Begin Collected material

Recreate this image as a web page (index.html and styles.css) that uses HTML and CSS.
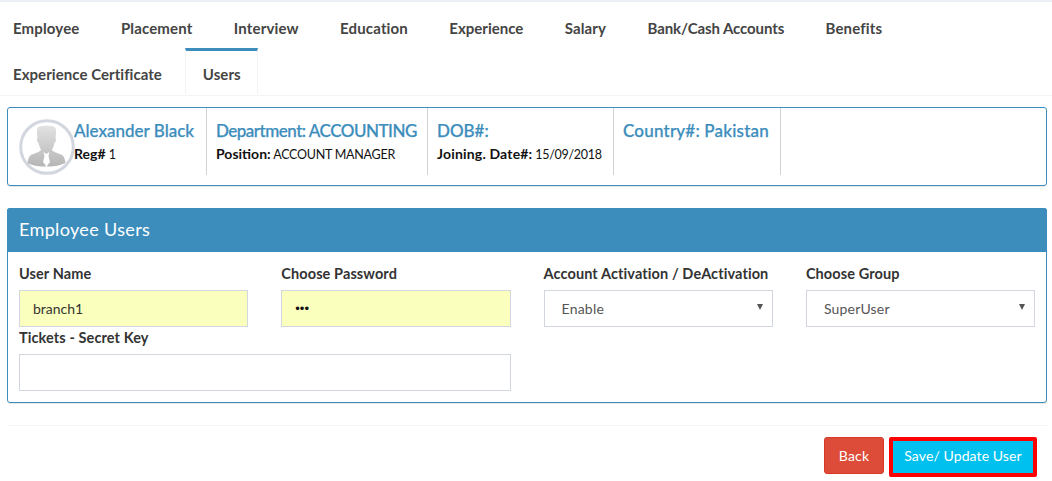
FILE: index.html
```html
<!DOCTYPE html>
<html lang="en">
<head>
<meta charset="utf-8">
<title>Employee Users</title>
<link rel="stylesheet" href="styles.css">
</head>
<body>
<ul class="tabs">
  <li class="tab"><a>Employee</a></li>
  <li class="tab"><a>Placement</a></li>
  <li class="tab"><a>Interview</a></li>
  <li class="tab"><a>Education</a></li>
  <li class="tab tab-tight"><a>Experience</a></li>
  <li class="tab"><a>Salary</a></li>
  <li class="tab tab-bank"><a>Bank/Cash Accounts</a></li>
  <li class="tab"><a>Benefits</a></li>
  <li class="tab-break" aria-hidden="true"></li>
  <li class="tab tab-cert"><a>Experience Certificate</a></li>
  <li class="tab active"><a>Users</a></li>
</ul>
<section class="summary">
  <div class="cell cell-person">
    <svg class="avatar" viewBox="0 0 56 56" width="56" height="56" aria-hidden="true">
      <defs>
        <linearGradient id="sil" x1="0" y1="0" x2="0" y2="1">
          <stop offset="0" stop-color="#e2e2e2"/>
          <stop offset="1" stop-color="#b6b6b6"/>
        </linearGradient>
      </defs>
      <circle cx="28" cy="28" r="26.300" fill="#fff" stroke="#d2d6de" stroke-width="3"/>
      <path fill="url(#sil)" d="M18.500 9 C20 6.500 23 7.500 27.500 6.500 C32 7.500 35 6.500 36.500 9 C37.500 12 37 16 36.500 19 C37.500 20 37 23 35.500 24 C35 27 33.500 29 33 31 C34 33 39 34 43 36 C45 37 46 40 46.500 44 C40 47 34 47.500 27.500 47.500 C21 47.500 14 47 8.500 44 C9 40 10 37 12 36 C16 34 21 33 22 31 C21.500 29 20 27 19.500 24 C18 23 17.500 20 18.500 19 C18 16 17.500 12 18.500 9 Z"/>
      <path fill="#fff" d="M24.500 33 L27.500 35 L30.500 33 L29.500 37 L31 43 L28 47 V49 H27 V47 L24 43 L25.500 37 Z"/>
    </svg>
    <div class="person-text">
      <h4 class="title">Alexander Black</h4>
      <p class="meta"><b>Reg#</b> 1</p>
    </div>
  </div>
  <div class="cell cell-dept">
    <h4 class="title">Department: ACCOUNTING</h4>
    <p class="meta"><b>Position:</b> ACCOUNT MANAGER</p>
  </div>
  <div class="cell cell-dob">
    <h4 class="title">DOB#:</h4>
    <p class="meta"><b>Joining. Date#:</b> 15/09/2018</p>
  </div>
  <div class="cell cell-country">
    <h4 class="title">Country#: Pakistan</h4>
  </div>
</section>
<section class="panel">
  <h3 class="panel-head">Employee Users</h3>
  <div class="form-grid">
    <div class="field">
      <label class="label" for="u">User Name</label>
      <input class="control filled" id="u" value="branch1">
    </div>
    <div class="field">
      <label class="label" for="p">Choose Password</label>
      <input class="control filled secret" id="p" type="password" value="abc">
    </div>
    <div class="field">
      <label class="label">Account Activation / DeActivation</label>
      <div class="select control"><span>Enable</span><i class="caret"></i></div>
    </div>
    <div class="field">
      <label class="label">Choose Group</label>
      <div class="select control"><span>SuperUser</span><i class="caret"></i></div>
    </div>
    <div class="field field-wide">
      <label class="label" for="k">Tickets - Secret Key</label>
      <input class="control" id="k">
    </div>
  </div>
</section>
<footer class="actions">
  <button class="btn btn-back">Back</button>
  <button class="btn btn-save">Save/ Update User</button>
</footer>
</body>
</html>
```
FILE: styles.css
```css
* { box-sizing: border-box; }
html, body { margin: 0; padding: 0; }
body {
  width: 1052px;
  height: 481px;
  overflow: hidden;
  background: #fff;
  border-top: 2px solid #ecf0f5;
  font-family: "Lato", "Noto Sans", sans-serif;
  font-size: 14px;
  color: #333;
}
.tabs {
  display: flex;
  flex-wrap: wrap;
  align-content: flex-start;
  list-style: none;
  margin: 0;
  padding: 0;
  height: 94px;
  border-bottom: 1px solid #f4f4f4;
  width: 1052px;
}
.tab { height: 46px; margin-right: 1px; }
.tab-break { flex-basis: 100%; height: 0; }
.tab a {
  display: block;
  padding: 16px 20.200px 0;
  font-weight: 700;
  font-size: 15px;
  letter-spacing: .15px;
  line-height: 21px;
  color: #444;
  white-space: nowrap;
}
.tab:first-child a { padding-left: 13px; }
.tab-tight a { letter-spacing: 0; }
.tab-bank a { letter-spacing: -.1px; }
.tab-cert a { padding-left: 13px; padding-right: 22.400px; letter-spacing: .05px; }
.tab.active {
  border-top: 3px solid #3c8dbc;
  border-left: 1px solid #f4f4f4;
  border-right: 1px solid #f4f4f4;
  background: #fff;
  height: 46px;
}
.tab.active a { padding: 13px 16.500px 0; letter-spacing: .05px; }
.summary {
  display: flex;
  margin: 11px 5px 0 7px;
  height: 79px;
  border: 1px solid #3c8dbc;
  border-radius: 3px;
  box-shadow: 0 1px 1px rgba(0,0,0,.1);
}
.cell {
  height: 67px;
  border-right: 1px solid #d2d2d2;
  padding: 13px 10px 0 9px;
}
.cell-person { display: flex; width: 199px; padding: 10px 0 0 11px; }
.cell-dept { width: 221px; }
.cell-dob { width: 186px; }
.cell-country { width: 167px; }
.avatar { flex: none; margin: 1px -1px 0 0; }
.person-text { padding-top: 3px; }
.title {
  margin: 0;
  font-size: 17px;
  line-height: 20px;
  font-weight: 500;
  color: #3c8dbc;
  -webkit-text-stroke: .25px #3c8dbc;
  white-space: nowrap;
}
.cell-dept .title { letter-spacing: -.5px; }
.cell-country .title { letter-spacing: .2px; }
.meta {
  margin: 4px 0 0;
  font-size: 12.500px;
  line-height: 18px;
  color: #111;
  white-space: nowrap;
}
.meta b { font-size: 14px; letter-spacing: 0; }
.cell-dob .meta { letter-spacing: -.3px; }
.cell-dob .meta b { letter-spacing: .18px; }
.cell-dept .meta { letter-spacing: -.25px; }
.panel {
  margin: 22px 5px 0 7px;
  height: 195px;
  border: 1px solid #3c8dbc;
  border-radius: 3px;
  box-shadow: 0 1px 1px rgba(0,0,0,.1);
}
.panel-head {
  margin: -1px -1px 0;
  height: 44px;
  padding: 10px 12px;
  background: #3c8dbc;
  color: #fff;
  font-size: 18px;
  letter-spacing: .35px;
  line-height: 22px;
  font-weight: 400;
  border-radius: 3px 3px 0 0;
}
.form-grid {
  display: grid;
  grid-template-columns: repeat(4, 229.300px);
  column-gap: 33px;
  padding: 12px 0 0 11px;
}
.field-wide { grid-column: span 2; }
.label {
  display: block;
  font-weight: 700;
  font-size: 14.500px;
  letter-spacing: .1px;
  line-height: 20px;
  margin-bottom: 6px;
  color: #333;
  white-space: nowrap;
}
.field-wide .label { margin-top: 1px; }
.control {
  display: block;
  width: 100%;
  height: 37px;
  border: 1px solid #d2d6de;
  background: #fff;
  padding: 0 13px;
  font: inherit;
  color: #333;
  outline: 0;
  border-radius: 0;
}
.filled { background: #fbffbd; }
.secret { font-family: "Liberation Sans", sans-serif; font-size: 13px; color: #111; }
.select {
  display: flex;
  align-items: center;
  justify-content: space-between;
  padding: 0 9px 0 17px;
  color: #555;
  letter-spacing: .2px;
}
.caret {
  width: 0;
  height: 0;
  margin-bottom: 4px;
  border-left: 3.500px solid transparent;
  border-right: 3.500px solid transparent;
  border-top: 6px solid #555;
}
.actions {
  display: flex;
  justify-content: flex-end;
  align-items: flex-start;
  gap: 5px;
  margin: 22px 5px 0 7px;
  padding: 11px 10px 0 0;
  border-top: 1px solid #f4f4f4;
}
.btn {
  font: inherit;
  color: #fff;
  border-radius: 3px;
  cursor: pointer;
}
.btn-back {
  width: 60px;
  height: 37px;
  background: #dd4b39;
  border: 1px solid #d73925;
  letter-spacing: .2px;
}
.btn-save {
  width: 148px;
  height: 40px;
  padding: 0 0 3px;
  background: #00c0ef;
  border: 4px solid #f00;
  border-radius: 2px;
  letter-spacing: .1px;
}
```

End Collected material

[Your goal]:
Take every line above carrying "styles" and return it.

[Output below]:
Recreate this image as a web page (index.html and styles.css) that uses HTML and CSS.
<link rel="stylesheet" href="styles.css">
FILE: styles.css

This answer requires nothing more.